89.Paragraph 13 provides that a replacement conduct notice or monitoring notice cannot be given to a person if an original notice still has effect in relation to them.

90.Paragraph 14 provides that where a monitored promoter is in partnership the details to be published by HMRC are to relate to the partnership and not the partners.

Schedule 36 - Partnerships Part 3

91.This part of the Schedule provides for the responsibilities of the partners for meeting the obligations imposed under this Part of the Act.  Paragraph 15 provides that all responsible partners are required to comply with notices given under the legislation. Subparagraph (1) gives the meaning of responsible partners. Subparagraph (4) sets out which partners can exercise a right of appeal.

92.Paragraph 16 provides that the responsible partners are jointly and severally liable to penalties and interest on penalties.  Subparagraph (2) explains from which partners penalties and interest cannot be recovered.  Subparagraph (3) defines relevant time for the purposes of subparagraph (2).

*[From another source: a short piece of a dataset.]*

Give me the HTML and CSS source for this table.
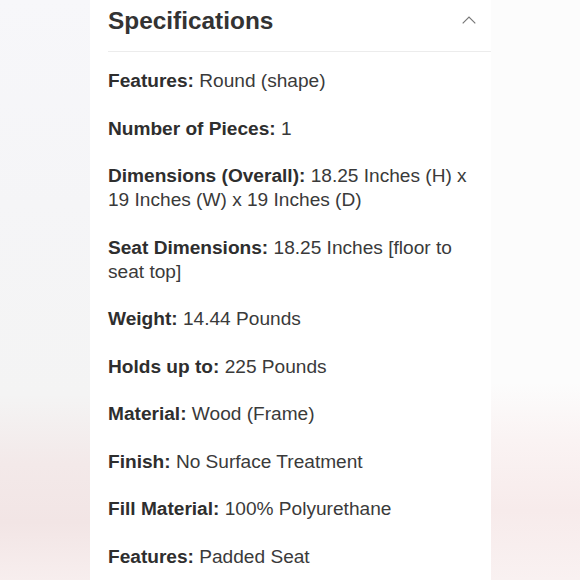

93.Paragraph 17 explains to which partners or partner HMRC may serve a notice.  Subparagraph (2) gives the meaning of representative partner for the purposes of the paragraph. Subparagraph (3) explains when a designation (or revocation of a designation) of a representative partner by HMRC has effect.

94.Paragraph 18 allows the partners to nominate a partner (the “nominated partner”) to meet the obligations of the responsible partners on their behalf.

Schedule 36 - Partnerships Part 4

95.This part of the Schedule contains the definitions for the Schedule.  Paragraph 19 provides the definition of “controlling member” and paragraph 20 the definition of “managing partner”.  This part also includes in paragraph 21 a power to amend paragraphs 19 and 20.

Background Note

96.This legislation is designed to tackle the particular behaviours which have been identified amongst certain promoters of tax avoidance schemes (e.g. failure to comply with DOTAS or respond to HMRC information notices) and in doing so improve the transparency of certain promoters with HMRC with appropriate sanctions if the promoter does not want to comply voluntarily.